STATED GOAL:
Write out the material again exactly, please, and omit the pictures.

--- START STORED DATA ---

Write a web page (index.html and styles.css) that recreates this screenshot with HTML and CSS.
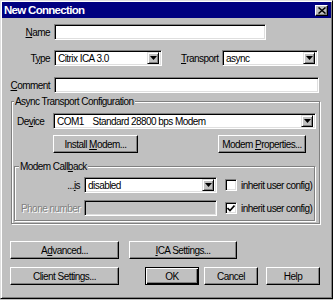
FILE: index.html
```html
<!DOCTYPE html>
<html>
<head>
<meta charset="utf-8">
<link rel="stylesheet" href="styles.css">
</head>
<body>
<div class="window">
  <div class="titlebar">
    <span class="title">New Connection</span>
    <span class="close"><svg width="8" height="7" viewBox="0 0 8 7"><path d="M0.5 0.5 L7.5 6.5 M7.5 0.5 L0.5 6.5" stroke="#000" stroke-width="1.5"/></svg></span>
  </div>
  <div class="row row-name">
    <span class="lbl"><u>N</u>ame</span>
    <span class="field w-name"></span>
  </div>
  <div class="row row-type">
    <span class="lbl">T<u>y</u>pe</span>
    <span class="field select w-type"><span class="val">Citrix ICA 3.0</span><span class="drop"><svg width="7" height="4" viewBox="0 0 7 4"><path d="M0 0 H7 L3.5 4 Z" fill="#000"/></svg></span></span>
    <span class="lbl2"><u>T</u>ransport</span>
    <span class="field select w-transport"><span class="val">async</span><span class="drop"><svg width="7" height="4" viewBox="0 0 7 4"><path d="M0 0 H7 L3.5 4 Z" fill="#000"/></svg></span></span>
  </div>
  <div class="row row-comment">
    <span class="lbl"><u>C</u>omment</span>
    <span class="field w-comment"></span>
  </div>
  <div class="group outer">
    <span class="legend">Async Transport Configuration</span>
    <div class="grow row-device">
      <span class="lbl-dev">De<u>v</u>ice</span>
      <span class="field select w-device"><span class="val">COM1&nbsp;&nbsp;&nbsp;&nbsp;Standard 28800 bps Modem</span><span class="drop"><svg width="7" height="4" viewBox="0 0 7 4"><path d="M0 0 H7 L3.5 4 Z" fill="#000"/></svg></span></span>
    </div>
    <div class="grow row-mbtns">
      <span class="btn w-install">Install&nbsp;<u>M</u>odem...</span>
      <span class="btn w-props">Modem&nbsp;<u>P</u>roperties...</span>
    </div>
    <div class="group inner">
      <span class="legend">Modem Call<u>b</u>ack</span>
      <div class="grow row-is">
        <span class="lbl-cb">...<u>i</u>s</span>
        <span class="field select w-cb"><span class="val">disabled</span><span class="drop"><svg width="7" height="4" viewBox="0 0 7 4"><path d="M0 0 H7 L3.5 4 Z" fill="#000"/></svg></span></span>
        <span class="check"></span>
        <span class="chk-text">inherit user config)</span>
      </div>
      <div class="grow row-phone">
        <span class="lbl-cb disabled">Phone number</span>
        <span class="field disabled-field w-cb"></span>
        <span class="check"><svg width="8" height="7" viewBox="0 0 8 7"><path d="M0.5 3 L3 5.5 L7.5 0.5" stroke="#000" stroke-width="1.6" fill="none"/></svg></span>
        <span class="chk-text">inherit user config)</span>
      </div>
    </div>
  </div>
  <div class="row row-b1">
    <span class="btn w-adv">A<u>d</u>vanced...</span>
    <span class="btn w-ica"><u>I</u>CA Settings...</span>
  </div>
  <div class="row row-b2">
    <span class="btn w-adv">Client Settin<u>g</u>s...</span>
    <span class="btn default w-sm ok">OK</span>
    <span class="btn w-sm cancel">Cancel</span>
    <span class="btn w-sm help">Help</span>
  </div>
</div>
</body>
</html>
```
FILE: styles.css
```css
* { box-sizing: border-box; }
html, body { margin: 0; padding: 0; }
body {
  width: 333px;
  height: 300px;
  overflow: hidden;
  background: #c0c0c0;
  font-family: "Liberation Sans", Arial, sans-serif;
  font-size: 10px;
  letter-spacing: -0.55px;
  color: #000;
}
u { text-decoration: underline; text-underline-offset: 1px; }

.window {
  width: 333px;
  height: 299px;
  border: 1px solid;
  border-color: #dfdfdf #000 #000 #dfdfdf;
  box-shadow: inset 1px 1px #fff, inset -1px -1px #808080;
  padding: 1px;
  background: #c0c0c0;
}
.titlebar {
  height: 16px;
  background: #000080;
  color: #fff;
  display: flex;
  align-items: center;
  justify-content: space-between;
  padding: 0 3px 0 2px;
}
.title { font-weight: bold; font-size: 11.5px; letter-spacing: -0.7px; }
.close {
  width: 13px;
  height: 11px;
  background: #c0c0c0;
  border: 1px solid;
  border-color: #fff #000 #000 #fff;
  box-shadow: inset -1px -1px #808080;
  display: flex;
  align-items: center;
  justify-content: center;
}

.row { display: flex; align-items: center; white-space: nowrap; }
.grow { display: flex; align-items: center; white-space: nowrap; }
.lbl { width: 48px; text-align: right; margin-right: 4px; }
.row-name { margin-top: 6px; }
.row-type { margin-top: 10px; }
.row-comment { margin-top: 11px; }

.field {
  height: 16px;
  background: #fff;
  border: 1px solid;
  border-color: #808080 #fff #fff #808080;
  box-shadow: inset 1px 1px #000, inset -1px -1px #dfdfdf;
  padding: 2px;
  display: flex;
  align-items: center;
  white-space: nowrap;
}
.val { flex: 1; padding-left: 1px; overflow: hidden; }
.drop {
  width: 12px;
  height: 12px;
  background: #c0c0c0;
  border: 1px solid;
  border-color: #dfdfdf #000 #000 #dfdfdf;
  box-shadow: inset 1px 1px #fff, inset -1px -1px #808080;
  display: flex;
  align-items: center;
  justify-content: center;
}
.w-name { width: 212px; }
.w-type { width: 108px; }
.lbl2 { margin-left: 19px; width: 41px; }
.w-transport { width: 96px; }
.w-comment { width: 265px; }

.group {
  position: relative;
  border: 1px solid #808080;
  box-shadow: inset 1px 1px #fff, 1px 1px #fff;
}
.legend {
  position: absolute;
  top: -7px;
  left: 2px;
  padding: 0 1px;
  background: #c0c0c0;
  line-height: 13px;
  white-space: nowrap;
}
.outer {
  margin: 8px 0 0 9px;
  width: 309px;
  height: 123px;
  padding: 0 0 0 5px;
}
.row-device { margin-top: 11px; }
.lbl-dev { width: 36px; }
.w-device { width: 263px; }
.row-mbtns { margin-top: 6px; }
.w-install { margin-left: 36px; width: 85px; height: 17px; }
.w-props { margin-left: 80px; width: 88px; height: 17px; }

.inner {
  margin: 13px 0 0 -3px;
  width: 301px;
  height: 55px;
}
.inner .legend { left: 4px; }
.row-is { margin-top: 10px; }
.row-phone { margin-top: 7px; }
.lbl-cb { width: 65px; text-align: right; margin-right: 4px; }
.disabled { color: #808080; text-shadow: 1px 1px #fff; }
.w-cb { width: 133px; }
.disabled-field { background: #c0c0c0; }
.check {
  margin-left: 8px;
  width: 12px;
  height: 12px;
  background: #fff;
  border: 1px solid;
  border-color: #808080 #fff #fff #808080;
  box-shadow: inset 1px 1px #000, inset -1px -1px #dfdfdf;
  display: flex;
  align-items: center;
  justify-content: center;
}
.chk-text { margin-left: 4px; }

.btn {
  height: 18px;
  background: #c0c0c0;
  border: 1px solid;
  border-color: #fff #000 #000 #fff;
  box-shadow: inset -1px -1px #808080;
  display: flex;
  align-items: center;
  justify-content: center;
  white-space: nowrap;
}
.row-b1 { margin-top: 17px; padding-left: 8px; }
.row-b2 { margin-top: 8px; padding-left: 8px; }
.w-adv { width: 109px; }
.w-ica { width: 108px; margin-left: 10px; }
.w-sm { width: 54px; }
.ok { margin-left: 26px; }
.cancel { margin-left: 5px; }
.help { margin-left: 8px; }
.default {
  border-color: #000;
  box-shadow: inset 1px 1px #fff, inset -1px -1px #000, inset -2px -2px #808080;
}
```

--- END STORED DATA ---

RESPONSE TO THIS TASK:
Write a web page (index.html and styles.css) that recreates this screenshot with HTML and CSS.
FILE: index.html
```html
<!DOCTYPE html>
<html>
<head>
<meta charset="utf-8">
<link rel="stylesheet" href="styles.css">
</head>
<body>
<div class="window">
  <div class="titlebar">
    <span class="title">New Connection</span>
    <span class="close"><svg width="8" height="7" viewBox="0 0 8 7"><path d="M0.5 0.5 L7.5 6.5 M7.5 0.5 L0.5 6.5" stroke="#000" stroke-width="1.5"/></svg></span>
  </div>
  <div class="row row-name">
    <span class="lbl"><u>N</u>ame</span>
    <span class="field w-name"></span>
  </div>
  <div class="row row-type">
    <span class="lbl">T<u>y</u>pe</span>
    <span class="field select w-type"><span class="val">Citrix ICA 3.0</span><span class="drop"><svg width="7" height="4" viewBox="0 0 7 4"><path d="M0 0 H7 L3.5 4 Z" fill="#000"/></svg></span></span>
    <span class="lbl2"><u>T</u>ransport</span>
    <span class="field select w-transport"><span class="val">async</span><span class="drop"><svg width="7" height="4" viewBox="0 0 7 4"><path d="M0 0 H7 L3.5 4 Z" fill="#000"/></svg></span></span>
  </div>
  <div class="row row-comment">
    <span class="lbl"><u>C</u>omment</span>
    <span class="field w-comment"></span>
  </div>
  <div class="group outer">
    <span class="legend">Async Transport Configuration</span>
    <div class="grow row-device">
      <span class="lbl-dev">De<u>v</u>ice</span>
      <span class="field select w-device"><span class="val">COM1&nbsp;&nbsp;&nbsp;&nbsp;Standard 28800 bps Modem</span><span class="drop"><svg width="7" height="4" viewBox="0 0 7 4"><path d="M0 0 H7 L3.5 4 Z" fill="#000"/></svg></span></span>
    </div>
    <div class="grow row-mbtns">
      <span class="btn w-install">Install&nbsp;<u>M</u>odem...</span>
      <span class="btn w-props">Modem&nbsp;<u>P</u>roperties...</span>
    </div>
    <div class="group inner">
      <span class="legend">Modem Call<u>b</u>ack</span>
      <div class="grow row-is">
        <span class="lbl-cb">...<u>i</u>s</span>
        <span class="field select w-cb"><span class="val">disabled</span><span class="drop"><svg width="7" height="4" viewBox="0 0 7 4"><path d="M0 0 H7 L3.5 4 Z" fill="#000"/></svg></span></span>
        <span class="check"></span>
        <span class="chk-text">inherit user config)</span>
      </div>
      <div class="grow row-phone">
        <span class="lbl-cb disabled">Phone number</span>
        <span class="field disabled-field w-cb"></span>
        <span class="check"><svg width="8" height="7" viewBox="0 0 8 7"><path d="M0.5 3 L3 5.5 L7.5 0.5" stroke="#000" stroke-width="1.6" fill="none"/></svg></span>
        <span class="chk-text">inherit user config)</span>
      </div>
    </div>
  </div>
  <div class="row row-b1">
    <span class="btn w-adv">A<u>d</u>vanced...</span>
    <span class="btn w-ica"><u>I</u>CA Settings...</span>
  </div>
  <div class="row row-b2">
    <span class="btn w-adv">Client Settin<u>g</u>s...</span>
    <span class="btn default w-sm ok">OK</span>
    <span class="btn w-sm cancel">Cancel</span>
    <span class="btn w-sm help">Help</span>
  </div>
</div>
</body>
</html>
```
FILE: styles.css
```css
* { box-sizing: border-box; }
html, body { margin: 0; padding: 0; }
body {
  width: 333px;
  height: 300px;
  overflow: hidden;
  background: #c0c0c0;
  font-family: "Liberation Sans", Arial, sans-serif;
  font-size: 10px;
  letter-spacing: -0.55px;
  color: #000;
}
u { text-decoration: underline; text-underline-offset: 1px; }

.window {
  width: 333px;
  height: 299px;
  border: 1px solid;
  border-color: #dfdfdf #000 #000 #dfdfdf;
  box-shadow: inset 1px 1px #fff, inset -1px -1px #808080;
  padding: 1px;
  background: #c0c0c0;
}
.titlebar {
  height: 16px;
  background: #000080;
  color: #fff;
  display: flex;
  align-items: center;
  justify-content: space-between;
  padding: 0 3px 0 2px;
}
.title { font-weight: bold; font-size: 11.5px; letter-spacing: -0.7px; }
.close {
  width: 13px;
  height: 11px;
  background: #c0c0c0;
  border: 1px solid;
  border-color: #fff #000 #000 #fff;
  box-shadow: inset -1px -1px #808080;
  display: flex;
  align-items: center;
  justify-content: center;
}

.row { display: flex; align-items: center; white-space: nowrap; }
.grow { display: flex; align-items: center; white-space: nowrap; }
.lbl { width: 48px; text-align: right; margin-right: 4px; }
.row-name { margin-top: 6px; }
.row-type { margin-top: 10px; }
.row-comment { margin-top: 11px; }

.field {
  height: 16px;
  background: #fff;
  border: 1px solid;
  border-color: #808080 #fff #fff #808080;
  box-shadow: inset 1px 1px #000, inset -1px -1px #dfdfdf;
  padding: 2px;
  display: flex;
  align-items: center;
  white-space: nowrap;
}
.val { flex: 1; padding-left: 1px; overflow: hidden; }
.drop {
  width: 12px;
  height: 12px;
  background: #c0c0c0;
  border: 1px solid;
  border-color: #dfdfdf #000 #000 #dfdfdf;
  box-shadow: inset 1px 1px #fff, inset -1px -1px #808080;
  display: flex;
  align-items: center;
  justify-content: center;
}
.w-name { width: 212px; }
.w-type { width: 108px; }
.lbl2 { margin-left: 19px; width: 41px; }
.w-transport { width: 96px; }
.w-comment { width: 265px; }

.group {
  position: relative;
  border: 1px solid #808080;
  box-shadow: inset 1px 1px #fff, 1px 1px #fff;
}
.legend {
  position: absolute;
  top: -7px;
  left: 2px;
  padding: 0 1px;
  background: #c0c0c0;
  line-height: 13px;
  white-space: nowrap;
}
.outer {
  margin: 8px 0 0 9px;
  width: 309px;
  height: 123px;
  padding: 0 0 0 5px;
}
.row-device { margin-top: 11px; }
.lbl-dev { width: 36px; }
.w-device { width: 263px; }
.row-mbtns { margin-top: 6px; }
.w-install { margin-left: 36px; width: 85px; height: 17px; }
.w-props { margin-left: 80px; width: 88px; height: 17px; }

.inner {
  margin: 13px 0 0 -3px;
  width: 301px;
  height: 55px;
}
.inner .legend { left: 4px; }
.row-is { margin-top: 10px; }
.row-phone { margin-top: 7px; }
.lbl-cb { width: 65px; text-align: right; margin-right: 4px; }
.disabled { color: #808080; text-shadow: 1px 1px #fff; }
.w-cb { width: 133px; }
.disabled-field { background: #c0c0c0; }
.check {
  margin-left: 8px;
  width: 12px;
  height: 12px;
  background: #fff;
  border: 1px solid;
  border-color: #808080 #fff #fff #808080;
  box-shadow: inset 1px 1px #000, inset -1px -1px #dfdfdf;
  display: flex;
  align-items: center;
  justify-content: center;
}
.chk-text { margin-left: 4px; }

.btn {
  height: 18px;
  background: #c0c0c0;
  border: 1px solid;
  border-color: #fff #000 #000 #fff;
  box-shadow: inset -1px -1px #808080;
  display: flex;
  align-items: center;
  justify-content: center;
  white-space: nowrap;
}
.row-b1 { margin-top: 17px; padding-left: 8px; }
.row-b2 { margin-top: 8px; padding-left: 8px; }
.w-adv { width: 109px; }
.w-ica { width: 108px; margin-left: 10px; }
.w-sm { width: 54px; }
.ok { margin-left: 26px; }
.cancel { margin-left: 5px; }
.help { margin-left: 8px; }
.default {
  border-color: #000;
  box-shadow: inset 1px 1px #fff, inset -1px -1px #000, inset -2px -2px #808080;
}
```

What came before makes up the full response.